Now, at the risk of being a jerk myself, I have to say this: don't you tell me, “Hey, Dan, that's your job!”

That, too, would be easy:

to leave to the clergy this seeking of common ground,
to leave up to experts the work of conversation with non-Christians,
to professionalize the activity of Christian witness.

I reject that. I don't believe that.

What do I believe?

I believe that all of us can and must take some of this on.
I believe that all of us can and must be trying to understand better the perspectives around us, as well as trying to understand better our own faith.
I believe that all of us can and must be looking for those public altars built with an openness to truths their builders may yet be told.
I believe that all of us can and must seek common ground with others, and then speak into the space it opens.

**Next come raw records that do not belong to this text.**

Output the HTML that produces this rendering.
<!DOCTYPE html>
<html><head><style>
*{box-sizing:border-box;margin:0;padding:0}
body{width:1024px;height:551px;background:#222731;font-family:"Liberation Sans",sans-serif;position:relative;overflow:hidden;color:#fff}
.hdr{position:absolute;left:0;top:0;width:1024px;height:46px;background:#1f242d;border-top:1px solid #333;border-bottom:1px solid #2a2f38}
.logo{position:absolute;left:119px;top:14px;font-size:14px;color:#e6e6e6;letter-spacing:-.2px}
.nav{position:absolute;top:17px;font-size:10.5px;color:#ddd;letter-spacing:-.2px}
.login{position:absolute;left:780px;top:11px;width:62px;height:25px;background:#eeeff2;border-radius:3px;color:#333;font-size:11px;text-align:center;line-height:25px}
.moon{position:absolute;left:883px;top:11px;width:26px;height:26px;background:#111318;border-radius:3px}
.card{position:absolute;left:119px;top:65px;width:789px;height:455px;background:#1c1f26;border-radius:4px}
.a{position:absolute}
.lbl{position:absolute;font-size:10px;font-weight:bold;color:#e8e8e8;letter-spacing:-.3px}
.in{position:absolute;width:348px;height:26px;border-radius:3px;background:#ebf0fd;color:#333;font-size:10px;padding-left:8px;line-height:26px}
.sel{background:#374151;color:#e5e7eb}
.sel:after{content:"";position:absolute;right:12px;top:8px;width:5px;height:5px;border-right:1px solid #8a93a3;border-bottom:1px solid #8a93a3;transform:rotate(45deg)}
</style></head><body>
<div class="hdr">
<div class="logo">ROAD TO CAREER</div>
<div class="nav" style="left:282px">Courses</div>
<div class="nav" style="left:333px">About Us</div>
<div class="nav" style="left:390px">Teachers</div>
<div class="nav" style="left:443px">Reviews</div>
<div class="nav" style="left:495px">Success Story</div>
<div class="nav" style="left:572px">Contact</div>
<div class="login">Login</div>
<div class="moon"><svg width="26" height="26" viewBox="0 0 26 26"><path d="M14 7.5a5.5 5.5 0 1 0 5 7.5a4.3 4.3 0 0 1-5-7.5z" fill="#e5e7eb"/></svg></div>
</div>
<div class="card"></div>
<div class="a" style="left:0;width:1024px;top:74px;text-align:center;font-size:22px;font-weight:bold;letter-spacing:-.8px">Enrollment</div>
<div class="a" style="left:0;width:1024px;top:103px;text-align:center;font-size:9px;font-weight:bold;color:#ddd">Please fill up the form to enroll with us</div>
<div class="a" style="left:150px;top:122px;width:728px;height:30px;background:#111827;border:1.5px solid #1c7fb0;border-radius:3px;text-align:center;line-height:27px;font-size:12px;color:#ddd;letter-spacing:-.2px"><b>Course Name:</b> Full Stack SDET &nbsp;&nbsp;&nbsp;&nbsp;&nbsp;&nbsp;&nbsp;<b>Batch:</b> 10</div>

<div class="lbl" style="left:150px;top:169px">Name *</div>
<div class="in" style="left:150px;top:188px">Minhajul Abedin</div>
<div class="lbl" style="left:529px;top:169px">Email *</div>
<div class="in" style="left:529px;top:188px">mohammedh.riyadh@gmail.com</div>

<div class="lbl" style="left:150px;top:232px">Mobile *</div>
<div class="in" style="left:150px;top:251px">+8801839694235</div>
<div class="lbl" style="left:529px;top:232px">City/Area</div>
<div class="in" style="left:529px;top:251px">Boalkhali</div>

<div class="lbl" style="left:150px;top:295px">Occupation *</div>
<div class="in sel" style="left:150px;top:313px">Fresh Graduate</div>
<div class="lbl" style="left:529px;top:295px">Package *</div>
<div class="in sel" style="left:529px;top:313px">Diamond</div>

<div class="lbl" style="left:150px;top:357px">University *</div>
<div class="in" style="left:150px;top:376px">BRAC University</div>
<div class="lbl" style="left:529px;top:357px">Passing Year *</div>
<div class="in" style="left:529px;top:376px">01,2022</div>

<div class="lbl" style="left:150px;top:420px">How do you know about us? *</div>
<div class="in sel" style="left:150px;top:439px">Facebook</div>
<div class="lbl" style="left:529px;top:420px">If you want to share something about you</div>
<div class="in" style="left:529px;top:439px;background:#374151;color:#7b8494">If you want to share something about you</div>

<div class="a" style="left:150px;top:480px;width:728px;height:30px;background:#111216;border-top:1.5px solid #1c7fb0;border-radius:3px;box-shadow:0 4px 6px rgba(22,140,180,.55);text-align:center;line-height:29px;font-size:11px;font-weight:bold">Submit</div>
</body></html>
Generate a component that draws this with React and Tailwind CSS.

My friends, in the resurrection of Jesus from the dead, God has sought, and found, common ground with us, radically changing beneath our feet the ground on which we walk.

With the boldness, the confidence, and the humility given to those who are being saved, let us seek out common ground with others, so they, too, may hear the blessed name of Jesus.



Footnotes

... time.”[*]
Kathleen Norris, Acedia & Me: A Marriage, Monks, and a Writer's Life (Rvierhead Books, 2008), p. 128.